Spotless Recommendations for Listening Pleasure

By Rob Patterson

If you love music anywhere near as much as I do, dance not walk to the nearest bookstore (or do the proverbial online) and pick up Tom Moon’s 1,000 Recordings To Hear Before You Die. And hope for a long life to do as it recommends.

Moon is the former longtime Philadelphia Inquirer music critic, also known for his work in mags like Rolling Stone and Blender as well as on NPR’s All Things Considered. His addition to the best-selling 1,000 … Before You Die series is as essential as the recordings it spotlights, and a book that you can avidly skim and dip into from cover to cover as I did when it first arrived, plop atop the toilet top for further delving over time in those private moments, and ultimately trust to guide your purchases and listening.

I like and also trust Moon — full disclosure and sad commentary here — because he is one of maybe two out of the dozen or so fellow journalists who has interviewed me and not misquoted me, and I consider him what I call a professional friend. He’s also a musician, accomplished saxophonist, in fact, which is an even bigger reason to trust his ears.

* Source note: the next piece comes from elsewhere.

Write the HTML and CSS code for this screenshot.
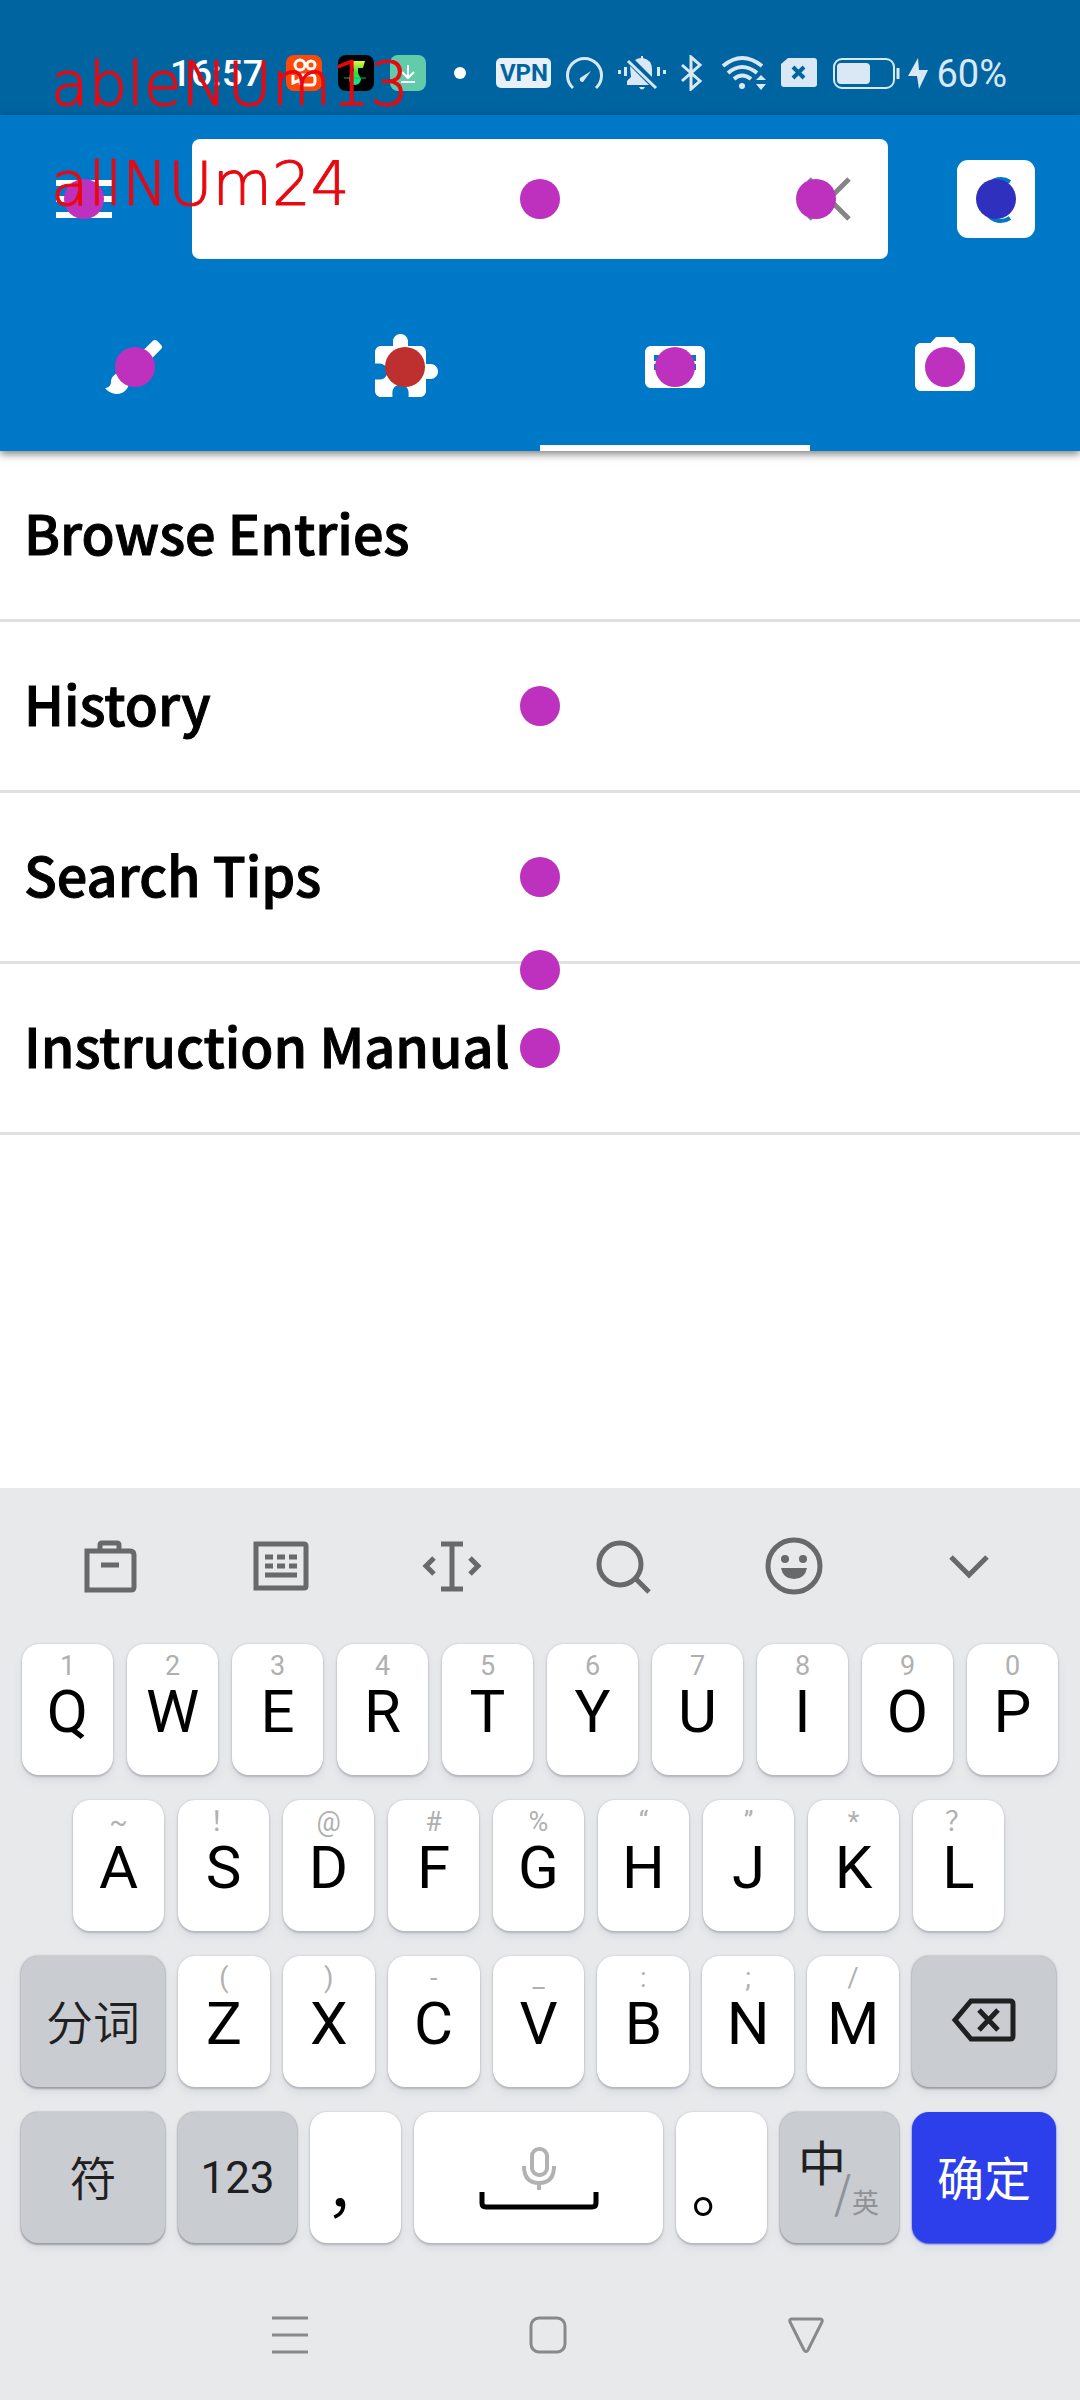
FILE: index.html
```html
<!DOCTYPE html>
<html lang="en">
<head>
<meta charset="utf-8">
<meta name="viewport" content="width=device-width, initial-scale=1">
<title>Dictionary</title>
<link rel="stylesheet" href="styles.css">
</head>
<body>
<div class="screen">
  <div class="status">
    <span class="time">16:57</span>
    <div class="apps">
      <svg width="36" height="36" viewBox="0 0 36 36"><rect width="36" height="36" rx="8" fill="#ff4906"/><g fill="none" stroke="#fff" stroke-width="3"><circle cx="14" cy="10" r="5"/><circle cx="25" cy="10" r="4"/><rect x="14" y="20" width="15" height="10" rx="3"/><path d="M7 20v8l7-3"/></g></svg>
      <svg width="36" height="36" viewBox="0 0 36 36"><defs><linearGradient id="note" x1="0" y1="0" x2="0" y2="1"><stop offset="0" stop-color="#e8f53c"/><stop offset=".5" stop-color="#2be03a"/><stop offset="1" stop-color="#08e8a8"/></linearGradient></defs><rect width="36" height="36" rx="8" fill="#000"/><path d="M14 6h13l-2 7h-5v5l3 6a6 6 0 0 1-12 0l1-5 4-3z" fill="url(#note)"/><path d="M6 23h22" stroke="#19b95b"/></svg>
      <svg width="36" height="36" viewBox="0 0 36 36"><rect width="36" height="36" rx="8" fill="#62cbaa"/><path d="M18 10v12M12 17l6 6 6-6M11 27h14" fill="none" stroke="#fff" stroke-width="2"/></svg>
    </div>
    <span class="more"></span>
    <div class="system">
      <span class="vpn">VPN</span>
      <svg width="37" height="36" viewBox="0 0 37 36"><path d="M7 33a17 17 0 1 1 23 0" fill="none" stroke="#d9e8f4" stroke-width="3"/><path d="M25 16 14 23q-1 4 3 4z" fill="#d9e8f4"/></svg>
      <svg width="48" height="36" viewBox="0 0 48 36" fill="#d9e8f4"><path d="M0 15h3v4H0zM6 12h3v9H6zM39 12h3v9h-3zM45 15h3v4h-3zM21 32h6q-3 5-6 0zM23 1h2v2q9 2 9 11v8L17 5q3-2 6-2zM12 11l19 19H9v-4l4-4z"/><path d="m10 6 28 27" stroke="#d9e8f4" stroke-width="3"/></svg>
      <svg width="22" height="36" viewBox="0 0 22 36"><path d="m1 10 18 16-9 8V2l9 8L1 26" fill="none" stroke="#d9e8f4" stroke-width="3"/></svg>
      <svg width="48" height="36" viewBox="0 0 48 36"><g fill="none" stroke="#d9e8f4" stroke-width="4"><path d="M5 11q19-16 39 0M10 18q14-12 29 0M16 24q8-7 17 0"/></g><circle cx="24" cy="31" r="3" fill="#d9e8f4"/><path d="m43 20 5 5H38zM38 29h10l-5 6z" fill="#d9e8f4"/></svg>
      <svg width="36" height="36" viewBox="0 0 36 36"><path d="M7 3h26q3 0 3 3v23q0 3-3 3H3q-3 0-3-3V9z" fill="#d9e8f4"/><path d="m12 12 11 11M23 12 12 23" stroke="#0064a1" stroke-width="4"/></svg>
      <div class="battery">
        <svg width="68" height="36" viewBox="0 0 68 36"><rect x="2" y="4" width="60" height="29" rx="8" fill="none" stroke="#d9e8f4" stroke-width="2"/><rect x="5" y="8" width="33" height="21" rx="4" fill="#d9e8f4"/><path d="M66 13v11" stroke="#d9e8f4" stroke-width="3"/></svg>
        <svg width="20" height="36" viewBox="0 0 20 36"><path d="M10 3 0 21h9l2 13 9-19h-9z" fill="#d9e8f4"/></svg>
        <span class="percent">60%</span>
      </div>
    </div>
  </div>

  <header class="header">
    <div class="bar">
      <button class="menu" aria-label="Menu"><svg width="56" height="38" viewBox="0 0 56 38"><path d="M0 3h56M0 19h56M0 35h56" stroke="#fff" stroke-width="6"/></svg><i class="dot"></i></button>
      <div class="search">
        <input class="field" type="text" aria-label="Search">
        <i class="dot"></i>
        <button class="clear" aria-label="Clear"><svg width="44" height="44" viewBox="0 0 44 44"><path d="m2 2 40 40M42 2 2 42" stroke="#858585" stroke-width="5"/></svg><i class="dot"></i></button>
      </div>
      <button class="lookup" aria-label="Look up"><svg width="50" height="50" viewBox="0 0 50 50"><path d="M39 8a18 21 0 1 0 0 36" fill="none" stroke="#0078c8" stroke-width="4"/></svg><i class="dot blue"></i></button>
    </div>
    <nav class="tabs">
      <button class="tab" aria-label="Draw"><svg class="glyph" viewBox="0 0 24 24"><path d="M7 14c-1.66 0-3 1.34-3 3 0 1.31-1.16 2-2 2 .92 1.22 2.49 2 4 2 2.21 0 4-1.79 4-4 0-1.66-1.34-3-3-3zm13.71-9.37l-1.34-1.34c-.39-.39-1.02-.39-1.41 0L9 12.25 11.75 15l8.96-8.96c.39-.39.39-1.02 0-1.41z"/></svg><i class="dot"></i></button>
      <button class="tab" aria-label="Parts"><svg class="glyph" viewBox="0 0 24 24"><path d="M20.5 11H19V7c0-1.1-.9-2-2-2h-4V3.5C13 2.12 11.88 1 10.5 1S8 2.12 8 3.5V5H4c-1.1 0-1.99.9-1.99 2v3.8H3.5c1.49 0 2.7 1.21 2.7 2.7s-1.21 2.7-2.7 2.7H2V20c0 1.1.9 2 2 2h3.8v-1.5c0-1.49 1.21-2.7 2.7-2.7 1.49 0 2.7 1.21 2.7 2.7V22H17c1.1 0 2-.9 2-2v-4h1.5c1.38 0 2.5-1.12 2.5-2.5S21.88 11 20.5 11z"/></svg><i class="dot red"></i></button>
      <button class="tab active" aria-label="Keyboard"><svg class="glyph" viewBox="0 0 24 24"><path d="M20 5H4c-1.1 0-1.99.9-1.99 2L2 17c0 1.1.9 2 2 2h16c1.1 0 2-.9 2-2V7c0-1.1-.9-2-2-2zm-9 3h2v2h-2V8zm0 3h2v2h-2v-2zM8 8h2v2H8V8zm0 3h2v2H8v-2zm-1 2H5v-2h2v2zm0-3H5V8h2v2zm9 7H8v-2h8v2zm0-4h-2v-2h2v2zm0-3h-2V8h2v2zm3 3h-2v-2h2v2zm0-3h-2V8h2v2z"/></svg><i class="dot"></i></button>
      <button class="tab" aria-label="Camera"><svg class="glyph" viewBox="0 0 24 24"><path d="M9 2L7.17 4H4c-1.1 0-2 .9-2 2v12c0 1.1.9 2 2 2h16c1.1 0 2-.9 2-2V6c0-1.1-.9-2-2-2h-3.17L15 2H9z"/></svg><i class="dot"></i></button>
    </nav>
  </header>

  <main class="content">
    <a class="row" href="#browse">Browse Entries</a>
    <a class="row" href="#history">History<i class="dot"></i></a>
    <a class="row" href="#tips">Search Tips<i class="dot"></i></a>
    <a class="row" href="#manual">Instruction Manual<i class="dot"></i></a>
    <i class="dot"></i>
  </main>

  <section class="keyboard" aria-label="Keyboard">
    <div class="tools">
      <button class="tool" aria-label="Toolbox"><svg width="60" height="60" viewBox="0 0 60 60"><path d="M7 15h43q4 0 4 4v32q0 3-3 3H7zM20 14V9q0-2 2-2h15q2 0 2 2v5M21 29h18"/></svg></button>
      <button class="tool" aria-label="Layout"><svg width="60" height="60" viewBox="0 0 60 60"><path d="M5 8h48q2 0 2 2v40q0 2-2 2H5zM14 21h8m4 0h8m4 0h8M14 30h8m4 0h8m4 0h8M14 39h32"/></svg></button>
      <button class="tool" aria-label="Move cursor"><svg width="60" height="60" viewBox="0 0 60 60"><path d="M19 8h22M19 53h22M30 8v45M12 22l-8 8 8 8M48 22l8 8-8 8"/></svg></button>
      <button class="tool" aria-label="Search"><svg width="60" height="60" viewBox="0 0 60 60"><circle cx="27" cy="28" r="21"/><path d="m42 42 14 14"/></svg></button>
      <button class="tool" aria-label="Emoji"><svg width="60" height="60" viewBox="0 0 60 60"><circle cx="30" cy="30" r="26"/><g fill="#68696b" stroke="none"><circle cx="21" cy="23" r="4"/><circle cx="39" cy="23" r="4"/><path d="M17 32h26q-2 11-13 11T17 32z"/></g></svg></button>
      <button class="tool" aria-label="Hide keyboard"><svg width="60" height="60" viewBox="0 0 60 60"><path d="m12 21 18 18 18-18"/></svg></button>
    </div>
    <div class="keys">
      <div class="line line-top">
        <button class="key"><small>1</small><b>Q</b></button>
        <button class="key"><small>2</small><b>W</b></button>
        <button class="key"><small>3</small><b>E</b></button>
        <button class="key"><small>4</small><b>R</b></button>
        <button class="key"><small>5</small><b>T</b></button>
        <button class="key"><small>6</small><b>Y</b></button>
        <button class="key"><small>7</small><b>U</b></button>
        <button class="key"><small>8</small><b>I</b></button>
        <button class="key"><small>9</small><b>O</b></button>
        <button class="key"><small>0</small><b>P</b></button>
      </div>
      <div class="line line-middle">
        <button class="key"><small>~</small><b>A</b></button>
        <button class="key"><small>！</small><b>S</b></button>
        <button class="key"><small>@</small><b>D</b></button>
        <button class="key"><small>#</small><b>F</b></button>
        <button class="key"><small>%</small><b>G</b></button>
        <button class="key"><small>“</small><b>H</b></button>
        <button class="key"><small>”</small><b>J</b></button>
        <button class="key"><small>*</small><b>K</b></button>
        <button class="key"><small>？</small><b>L</b></button>
      </div>
      <div class="line">
        <button class="key side">分词</button>
        <button class="key"><small>(</small><b>Z</b></button>
        <button class="key"><small>)</small><b>X</b></button>
        <button class="key"><small>-</small><b>C</b></button>
        <button class="key"><small>_</small><b>V</b></button>
        <button class="key"><small>:</small><b>B</b></button>
        <button class="key"><small>;</small><b>N</b></button>
        <button class="key"><small>/</small><b>M</b></button>
        <button class="key side" aria-label="Backspace"><svg width="66" height="44" viewBox="0 0 66 44"><path d="M20 3h39q3 0 3 3v32q0 3-3 3H20L4 22zM28 12l19 20M47 12 28 32" fill="none" stroke="#1f2021" stroke-width="5"/></svg></button>
      </div>
      <div class="line">
        <button class="key side">符</button>
        <button class="key mode digits">123</button>
        <button class="key mark"><b>，</b></button>
        <button class="key space" aria-label="Space"><svg width="120" height="64" viewBox="0 0 120 64"><g fill="none" stroke="#b2b2b2" stroke-width="4"><rect x="53" y="3" width="15" height="26" rx="7"/><path d="M45 20q0 17 15 17t15-17M60 37v7"/></g><path d="M3 46v11q0 4 4 4h106q4 0 4-4V46" fill="none" stroke="#000" stroke-width="5"/></svg></button>
        <button class="key mark"><b>。</b></button>
        <button class="key mode language"><span class="zh">中</span><span class="slash">/</span><span class="en">英</span></button>
        <button class="key side confirm">确定</button>
      </div>
    </div>
    <div class="nav">
      <button class="navkey" aria-label="Recent"><svg width="36" height="38" viewBox="0 0 36 38"><path d="M0 2h36M0 19h36M0 36h36"/></svg></button>
      <button class="navkey" aria-label="Home"><svg width="38" height="38" viewBox="0 0 38 38"><rect x="2" y="2" width="34" height="34" rx="8"/></svg></button>
      <button class="navkey" aria-label="Back"><svg width="36" height="38" viewBox="0 0 36 38"><path d="M4 3h28q3 0 2 3L20 34q-2 3-4 0L2 6q-1-3 2-3z"/></svg></button>
    </div>
  </section>

  <div class="counts"><div>ableNUm13</div><div>allNUm24</div></div>
</div>
</body>
</html>
```
FILE: styles.css
```css
* { box-sizing: border-box; }
body { margin: 0; background: #fff; color: #000; font-family: Roboto, "Noto Sans CJK SC", sans-serif; }
button { border: 0; padding: 0; margin: 0; background: none; color: inherit; font: inherit; }
svg { display: block; flex: none; }

.screen { position: relative; display: flex; flex-direction: column; min-height: 100vh; }

.status { display: flex; align-items: center; height: 115px; padding: 30px 73px 0 170px; background: #0064a1; color: #fff; }
.time { width: 92px; padding-top: 2px; font-size: 37px; line-height: 40px; font-weight: 500; }
.apps { display: flex; gap: 16px; margin-left: 24px; }
.more { width: 12px; height: 12px; margin-left: 28px; border-radius: 50%; background: #fff; }
.system { display: flex; align-items: center; gap: 15px; margin-left: auto; color: #d9e8f4; }
.vpn { width: 55px; height: 30px; border-radius: 5px; background: #e8f0f8; color: #0064a1; font: 700 24px/30px Roboto, sans-serif; text-align: center; }
.battery { display: flex; align-items: center; gap: 8px; }
.percent { padding-top: 3px; font-size: 38px; line-height: 40px; }

.header { position: relative; z-index: 1; background: #0078c8; box-shadow: 0 3px 8px rgba(0, 0, 0, .5); }
.bar { display: flex; align-items: center; height: 168px; padding: 0 45px 0 56px; }
.menu { position: relative; width: 56px; margin-right: 80px; }
.search { position: relative; flex: 1; height: 120px; margin-right: 69px; }
.field { display: block; width: 100%; height: 100%; padding: 0 144px 0 24px; border: 0; border-radius: 8px; background: #fff; font: 48px Roboto, sans-serif; }
.clear { position: absolute; top: 0; right: 0; width: 144px; height: 120px; display: flex; align-items: center; justify-content: center; padding-left: 26px; }
.lookup { position: relative; display: flex; align-items: center; justify-content: center; width: 78px; height: 78px; border-radius: 11px; background: #fff; }

.dot { position: absolute; top: 50%; left: 50%; width: 40px; height: 40px; margin: -20px 0 0 -20px; border-radius: 50%; background: #be30be; }
.dot.red { background: #be3030; }
.dot.blue { background: #3030be; }

.tabs { display: grid; grid-template-columns: repeat(4, 1fr); height: 168px; }
.tab { position: relative; display: flex; align-items: center; justify-content: center; }
.tab.active { box-shadow: inset 0 -6px #fff; }
.glyph { width: 72px; height: 72px; fill: #fff; }

.content { position: relative; flex: 1; }
.row { position: relative; display: flex; align-items: center; height: 171px; padding: 0 24px 6px; border-bottom: 3px solid #e0e0e0; color: #000; font: 500 54px/80px "Noto Sans CJK SC", sans-serif; -webkit-text-stroke: 1px #000; text-decoration: none; }

.keyboard { background: #e8e9eb; }
.tools { display: grid; grid-template-columns: repeat(5, 171fr) 180fr; height: 156px; padding: 0 21px 0 24px; }
.tool { display: flex; align-items: center; justify-content: center; }
.tool svg { fill: none; stroke: #68696b; stroke-width: 5px; }
.keys { display: flex; flex-direction: column; gap: 25px; }
.line { display: flex; gap: 13px; padding: 0 24px 0 21px; }
.line-top { gap: 14px; padding: 0 22px; }
.line-middle { gap: 14px; padding: 0 76px 0 73px; }
.key { flex: 1; min-width: 0; height: 131px; display: flex; flex-direction: column; align-items: center; padding-top: 6px; border-radius: 17px; background: #fff; box-shadow: 0 0 2px #b8babe, 0 2px 2px #b4b6ba, 0 6px 8px #d8dbe1; }
.key small { height: 32px; color: #b0b0b0; font-size: 27px; line-height: 32px; font-weight: 400; }
.key b { height: 60px; font-size: 60px; line-height: 60px; font-weight: 400; }
.side, .mode { flex: none; justify-content: center; padding: 0; background: #c9ccd1; color: #1f2021; box-shadow: 0 0 2px #8c8f94, 0 2px 2px #a0a3a8, 0 6px 8px #d8dbe1; }
.side { width: 144px; padding-bottom: 4px; font: 350 47px/60px "Noto Sans CJK SC", sans-serif; }
.mode { width: 119px; }
.digits { font-size: 44px; }
.mark { flex: none; width: 91px; padding-top: 44px; }
.mark b { font-family: "Noto Sans CJK SC", sans-serif; }
.space { justify-content: center; padding: 0; }
.language { position: relative; font-family: "Noto Sans CJK SC", sans-serif; }
.zh, .slash, .en { position: absolute; }
.zh { top: 18px; left: 18px; font-size: 48px; line-height: 60px; }
.slash { top: 54px; left: 54px; color: #8f9296; font: 400 44px/48px "Noto Sans CJK SC", sans-serif; }
.en { top: 74px; left: 72px; color: #8f9296; font-size: 27px; line-height: 32px; }
.confirm { background: #2d3feb; color: #fff; font-weight: 400; box-shadow: 0 1px 2px #2d3feb, 0 6px 8px #d8dbe1; }

.nav { display: grid; grid-template-columns: repeat(3, 1fr); height: 157px; padding: 26px 145px 0 161px; }
.navkey { display: flex; align-items: center; justify-content: center; }
.navkey svg { fill: none; stroke: #88898b; stroke-width: 3px; }

.counts { position: absolute; z-index: 2; top: 34px; left: 51px; color: #e80810; font: 200 61px/100px "DejaVu Sans Light", "DejaVu Sans", sans-serif; -webkit-text-stroke: 1px #e80810; pointer-events: none; }
```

Most music critics — who are largely non-musical — love lists, but I despise them, have hated the “Year End Best” round-ups for decades, because music is not quantitative but qualitative. And I’ve lived long enough within the thrall of music to know that today’s Top 10 rave can change on a spin (of another disc) or with time and reassessment.

Yet as I perused 1,000 Recordings…, time and again on the genres I pretty much feel I know down cold—rock and its roots antecedents and relatives—I’d come across Moon’s choice of the best album by an artist to start with and think, yeah, Tom’s right, that’s the one (he also lists Catalog Choices to hear them further).

Like his choice of Lou Reed’s New York, for instance. Even if I’m currently in the mood for Lou’s monumental live Rock’n’Roll Animal, I remember wandering my old NYC Lower East Side neighborhood playing New York on my Walkman and being stunned by its Picasso meets Dos Passos depiction of reality and swooning to its terse yet pointed musicality and elemental grooves. Yep, Reed’s finest moment.

Sure, I can quibble a wee bit, being a critic myself. Where’s Squeeze, the new wave era British band who could truly have been the next best Beatles (or for that matter where’s Oasis, the next best Beatles after them)? But then Moon both cites and gives more than usual words to Solid Air, the transformative 197X album by the criminally-overlooked British folk expansionist and musical explorer John Martyn, a genius on the level of John Coltrane—who gets three album entries here, preceded by Patsy Cline, The Coasters, Eddie Cochran, Joe Cocker. Codona 3 (a Don Cherry project I now must hear), Leonard Cohen, Nat King Cole and—in one hell of a coincidental set-up—Ornette Coleman, and followed by The Comedian Harmonists, Ry Cooder, Sam Cooke, Alice Cooper and Aaron Copland.

You get the picture? This guide is spiritually comprehensive, even it’s its exclusionary by its sheer numbers nature. In preparing the book, Moon started with many thousands more albums—he also includes just songs, and the ones chosen are indeed choice—and the result of his paring is nearly perfect. And on genres I am certainly familiar with but hardly as engaged as I should be, like jazz and the classics, Moon is now my man to take me where I wish to go.

Like the 1,000 Places… guides to this miraculous and amazing planet, this collection of brief essays on recordings offers the most gorgeous, stunning, breathtaking, soul-stirring, heartrending, inspiring and thought-provoking entry points into the so utterly rewarding world of music. And the author writes his thoughts on the recordings like the smart and soulful jazzbo saxman he is: Adding his own tonal shades and accents to the chorus of acclaim that many entries have already earned, and also tossing in his own concise yet revelatory riffs that often for me burst open new facets of even albums I know so well that I can play them in my head.

So excuse me now, I must be going. I have much music to purchase (not steal on the Internet) and listen to in what little time I may have left.